Independent crossbench peer Lord Woolley of Woodford asked peers to raise their hands as he questioned whether the new identification requirement in the Elections Bill would be “abused” by the authorities to “target” people from BAME backgrounds.

Lord Woolley, founder and director of the campaign group Operation Black Vote, told peers: “When people talk about identification cards, ID cards, let me ask you in this House straight, how many of you here, raise your hands, have been stopped and searched by the police?”

Several peers could be heard telling him “you can’t do that”, but others around the House raised their hands, including Lord Woolley himself.

Lord Woolley also raised his own hand after asking: “How many of you here have been stopped and stripped-searched?”

The peer then addressed laughter that could be heard in the chamber, saying: “I am sorry if you find this funny, my lord, this really isn’t funny. You ask Child Q if it is funny. Ask her.”

Lord Woolley (David Johnson/PA)
Lord Woolley (David Johnson/Homerton College Cambridge/PA)

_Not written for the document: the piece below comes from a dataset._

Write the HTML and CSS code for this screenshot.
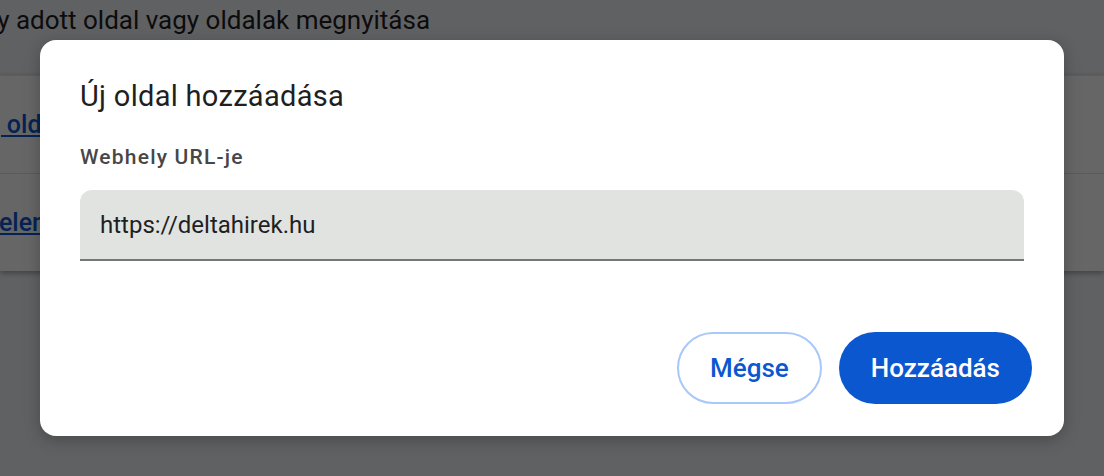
FILE: index.html
```html
<!DOCTYPE html>
<html lang="hu">
<head>
<meta charset="utf-8">
<link rel="stylesheet" href="styles.css">
</head>
<body>
<div class="page">
  <div class="page-title">Egy adott oldal vagy oldalak megnyitása</div>
  <div class="card">
    <div class="row"><a class="link link-1" href="#">Új oldal hozzáadása</a></div>
    <div class="row"><a class="link link-2" href="#">Jelenlegi oldalak használata</a></div>
  </div>
</div>
<div class="scrim"></div>
<div class="dialog" role="dialog">
  <h2 class="dialog-title">Új oldal hozzáadása</h2>
  <label class="field-label">Webhely URL-je</label>
  <div class="field"><span class="field-value">https://deltahirek.hu</span></div>
  <div class="actions">
    <button class="btn btn-outline">Mégse</button>
    <button class="btn btn-filled">Hozzáadás</button>
  </div>
</div>
</body>
</html>
```

FILE: styles.css
```css
html, body {
  margin: 0;
  padding: 0;
  width: 1104px;
  height: 476px;
  overflow: hidden;
}
body {
  font-family: Roboto, "Noto Sans", "Liberation Sans", sans-serif;
  background: #f1f3f6;
  position: relative;
}
.page {
  display: flex;
  flex-direction: column;
}
.page-title {
  font-size: 26px;
  line-height: 40px;
  color: #1f1f1f;
  margin-left: -32px;
  height: 75px;
  white-space: nowrap;
}
.card {
  background: #ffffff;
  border-top: 1px solid #e6e6e6;
  box-shadow: 0 2px 6px rgba(0,0,0,0.35);
  display: flex;
  flex-direction: column;
}
.row {
  height: 97px;
  display: flex;
  align-items: center;
  white-space: nowrap;
  overflow: hidden;
}
.row + .row { border-top: 1px solid #e0e0e0; }
.link {
  font-size: 25px;
  font-weight: 500;
  color: #0b57d0;
  text-decoration: underline;
}
.link-1 { margin-left: -22px; }
.link-2 { margin-left: -15px; }
.scrim {
  position: absolute;
  inset: 0;
  background: rgba(0,0,0,0.6);
}
.dialog {
  position: absolute;
  left: 40px;
  top: 40px;
  width: 1024px;
  height: 396px;
  box-sizing: border-box;
  background: #ffffff;
  border-radius: 16px;
  padding: 38px 32px 32px 40px;
  display: flex;
  flex-direction: column;
  box-shadow: 0 4px 16px rgba(0,0,0,0.25);
}
.dialog-title {
  margin: 0;
  font-size: 29px;
  font-weight: 400;
  letter-spacing: 0.3px;
  line-height: 36px;
  color: #1f1f1f;
}
.field-label {
  margin-top: 31px;
  font-size: 21px;
  font-weight: 500;
  letter-spacing: 1.2px;
  line-height: 24px;
  color: #474747;
}
.field {
  margin-top: 21px;
  margin-right: 8px;
  height: 69px;
  background: #e1e3e1;
  border-radius: 12px 12px 0 0;
  border-bottom: 2px solid #747775;
  display: flex;
  align-items: center;
  padding-left: 20px;
}
.field-value {
  font-size: 24px;
  color: #1f1f1f;
}
.actions {
  margin-top: auto;
  display: flex;
  justify-content: flex-end;
  gap: 17px;
}
.btn {
  height: 72px;
  border-radius: 36px;
  font-family: Roboto, "Noto Sans", "Liberation Sans", sans-serif;
  font-size: 26px;
  font-weight: 500;
  padding: 0 31px;
  cursor: pointer;
}
.btn-outline {
  background: #ffffff;
  border: 2px solid #a8c7fa;
  color: #0b57d0;
}
.btn-filled {
  background: #0b57d0;
  border: none;
  color: #ffffff;
  padding: 0 32px;
}
```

He said: “Because our worry, Baroness Verma, in the hands of the authority, that they will use identification cards to target us, because that is our lived experience, and so we worry. We worry will it be abused?

“Will we be harassed and humiliated?

“I know it is a digression but the subject came up and I wanted to knock it on its head.

“I am also from Leicester and I know the young Africans and Muslims there and they are worried about what we do here.”

He concluded: “That is why I am worried, that is why I have been worried about photo ID. I want to make it work. I want to bring people in, not lock people out.”

The peer had earlier claimed that a pilot of voter ID in Derby showed that “disproportionately black and brown people didn’t come back to exercise their franchise” once they had been turned away with insufficient identification.

He added: “If you calculate the number, the number was between 0.5% and 0.7% of those that came to the polls, turned away and never came back.

“If that translated to the general population we would be looking at hundreds of thousands, if not more than a million people, being turned away for exercising their franchise.

“Are we happy to accept that? Are we? Ask yourself that one question.”

Lord Woolley withdrew his amendment aimed at removing the requirement for voter ID from the Bill, but peers will continue their line-by-line scrutiny of the proposals.